Die grundsätzliche Wichtigkeit der Schrift bezeichnet auch der Begriff Sola Scriptura („allein die Schrift“). In einem ersten Artikel habe ich beschrieben, woher der Ausdruck Sola Scriptura kommt und was er historisch bedeutet. Das gesamte Selbstzeugnis der Bibel zum Thema ihrer Autorität ist sehr weitreichend. Aber wie ich im ersten Artikel vorgeschlagen habe, lässt sich der Autoritätsanspruch der Bibel mit einem bildlichen Vergleich zusammenfassen:

„Die Schrift allein ist die Herrscherin, aber sie hat viele Diener (vgl. Römer 1,20; 2,14-16; 1. Thessalonicher 5,19-21; Hebräer 13,7). Sie weist auf den höchsten Herrscher hin (vgl. Johannes 5,39-40) und rüstet den Menschen zu seinem Dienst aus (vgl. 2. Timotheus 3,16-17).“

Die Schrift äußert sich nicht direkt zu allem, aber sie hat über alles „das letzte Wort“

Wenn wir die Bibel als eine Art Enzyklopädie verstehen, in der wir erwarten, zu allem, was uns interessiert, eine direkte Aussage zu finden, dann werden wir enttäuscht werden. Die Schrift will sich gar nicht zu jedem Detail des altertümlichen oder auch des modernen Lebens äußern. Sie ist nicht der Versuch einer Sammlung des gesamten Weltwissens und auch kein altertümliches Wikipedia. Sie spricht nicht viel über naturwissenschaftliche Gesetze, so dass wir in ihr z.B. keine genaue Definition der Stärke der Erdanziehungskraft (g) finden. Auch, dass Sonnenlicht eigentlich aus vielen Spektralfarben zusammengesetzt ist, sagt sie uns nicht ausdrücklich. All diese Dinge mögen in unseren Augen mehr oder weniger wichtig erscheinen, aber die Bibel äußert sich vor allem zu den wichtigsten Dingen im Leben. Das heißt, sie äußert sich vor allem in Blick auf unser Leben mit Gott.

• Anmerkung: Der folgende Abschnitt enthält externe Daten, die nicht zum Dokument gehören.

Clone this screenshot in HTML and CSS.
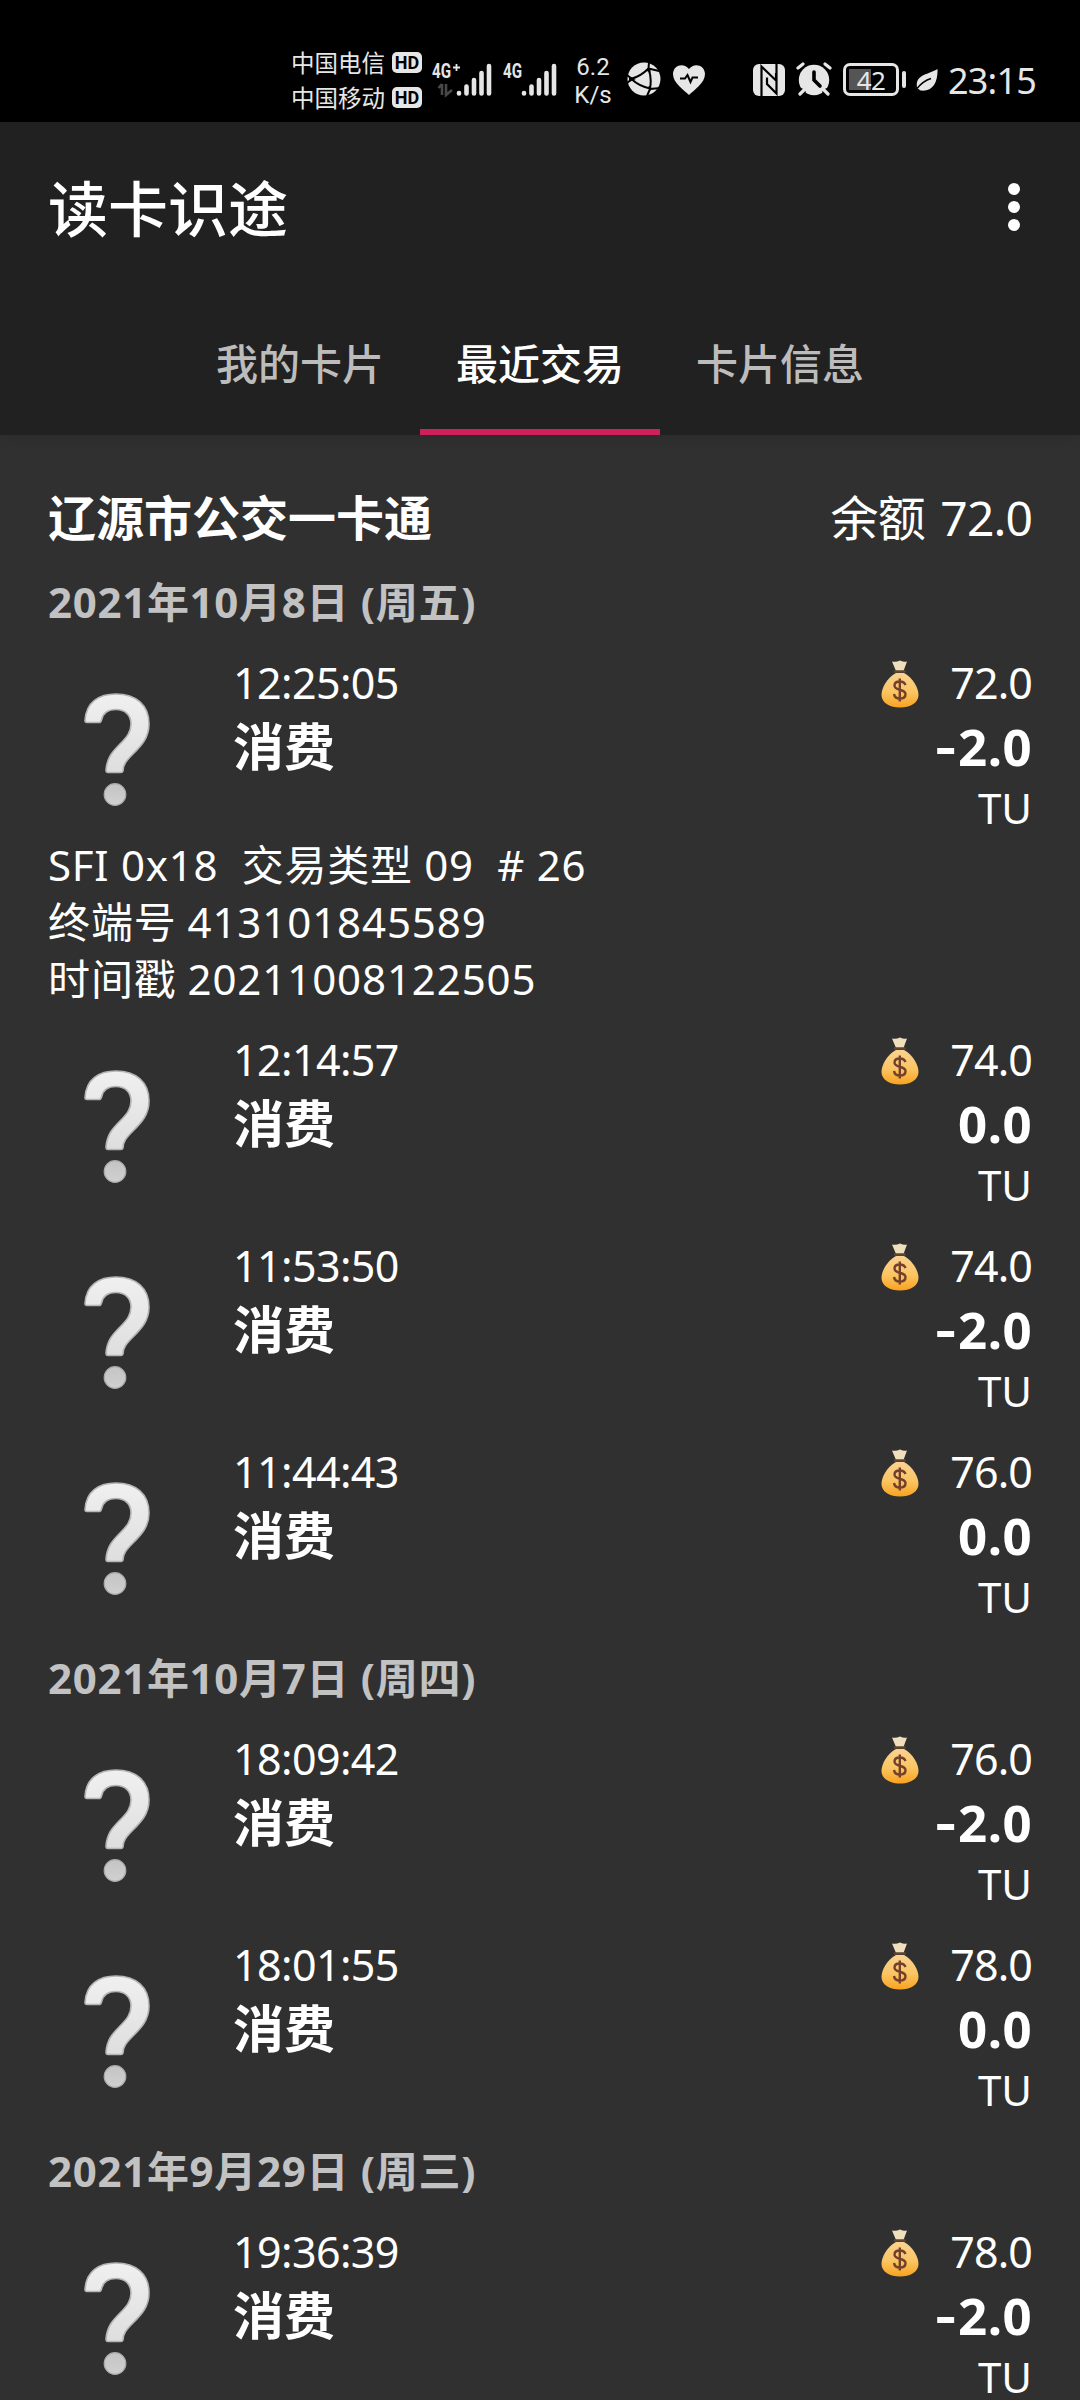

Die Bibel will daher nicht zu allen Dingen des menschlichen Lebens ausdrücklich etwas sagen, aber sie hat das „letzte Wort“, d.h. die letzte Autorität und volle Fähigkeit, unser Verhältnis mit Gott zu beschreiben. Die Bibel ist also nicht wie eine Landkarte, auf der jede Kleinigkeit unseres persönlichen Lebens abgebildet ist, sondern ein Kompass und ein Licht auf unserem Weg durch die Zeiten (Psalm 119,105).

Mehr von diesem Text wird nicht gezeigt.